My understanding of things network is minimal although I do understand
Electronics.  However...

My understanding of a Router is that it is a cross point switch matrix.  It
literally connects one input to one output.  Thus traffic between two jacks
is not imposing on any other jacks (physical connectors), i.e. port 1 can
talk with port 2 (or any other port) at 100 mbps, at the same instant in
time that port 3 is talking to port 4 at 100 mbps.  There is no traffic
collisions since there is no connection between the circuits supporting the
two conversations.  IOW any port can hold a private conversation with any
other port.  Since this is the case, any remaining port can hold another
separate conversation with any remaining port.  Etc.
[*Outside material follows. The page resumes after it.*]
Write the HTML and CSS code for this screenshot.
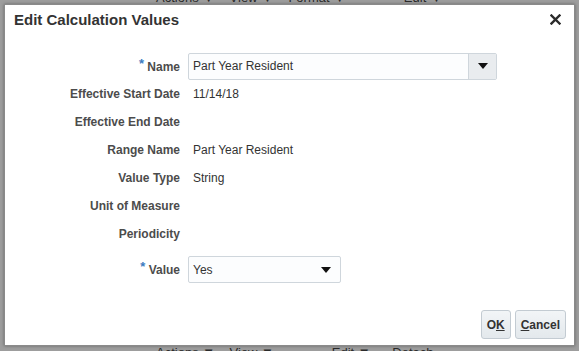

Etc. until all ports
are busy.  It appears then that a 4 port router can create two separate
private conversations, an 8 port router can create 4 separate circuits etc.

How it does this I never understood, but that was the way it was explained
to me.

A Hub on the other hand simply connects all of the ports together all of the
time.  Therefore while Port 1 is talking to Port 2, no other ports can talk
without traffic collisions.

Before I go on, I need to ask if this is truly the case?

I would also appreciate a simple explanation of how the router knows that
data coming in on port 1 is "going to" the machine on port X.  I have to
assume that (using TCP/IP) each machine has a 192.168.x.x address (or
something similar) and that address is part of the packet.  The router knows
which machine is associated with each of those addresses, and therefore
simply closes a switch to "route" the packet to the right place?

Next, what happens when I connect a hub to port 1 (for example)?

My understanding is that all machines on the hub can only talk to one
machine at a time, but that if you take that into account, any machine on
the hub could still talk to port 2, while port 3 was talking to port 4.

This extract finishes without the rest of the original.